América Central e Caribe realmente foi mais duro. O primeiro semestre já tinha sido mais complexo por cadeia de suprimentos, como falta de garrafas no Panamá. Essa região é uma que, por natureza, tem um quadro mais complexo porque a infraestrutura não está no mesmo patamar que outros países mais desenvolvidos. A geografia não colabora, porque tem muita ilha e depende de frete marítimo. A capacidade de produção também não é alta, tem que importar muitos insumos. Nesse momento de cadeia de suprimentos mais restrita, uma área mais frágil sofre mais. A segunda coisa é a inflação. Menos renda disponível pressiona consumo e inflação também pressiona custos e despesas. Essa equação é ruim para operar. E, não bastasse isso, testemunhamos furacões no fim de setembro. Tudo isso atrapalhou. Não estamos satisfeitos, temos muito trabalho por fazer. Mas sabemos o que temos que fazer. Essa é uma região que cresceu muito nos últimos 10 anos e que tem um consumo per capita pequeno, então tem muito para onde crescer.
Para a operação de Cerveja Brasil vocês mantiveram a projeção de custos de produto por hectolitro de 16% a 19% de crescimento. Esse indicador pode ser diferente nos outros mercados? A inflação de custos pode ser pior lá fora?

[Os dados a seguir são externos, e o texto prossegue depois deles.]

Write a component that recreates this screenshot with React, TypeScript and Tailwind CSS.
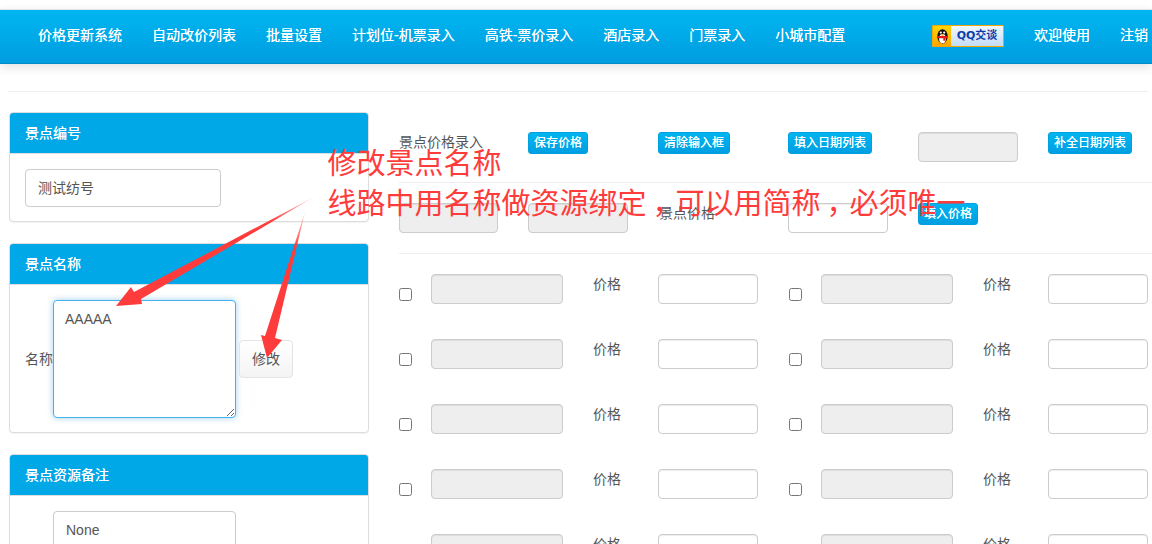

Tem coisas que ninguém está imune. Custo de commodities tem impactado todas as nossas operações. Quando compara o preço do alumínio, vê que subiu demais e todo mundo sofreu com isso. Outro exemplo é o malte, que subiu e afetou todas as regiões. Todo mundo sofreu com essas coisas de 2021 para cá. Mas tem coisas que são próprias. Estou falando de inflação local, como custo de mão de obra, por exemplo. No caso de América Central e Caribe, estamos com inflação local maior do que no Brasil. Além disso, tem o fator de que uma parte relevante do volume desses países ser importado, o que faz com que o custo logístico seja maior. O frete marítimo, por exemplo, aumentou muito. A gente não tem tanta importação em países como Argentina e Brasil, onde tem capacidade de produção maior. Essas especificidades eu gosto de separar.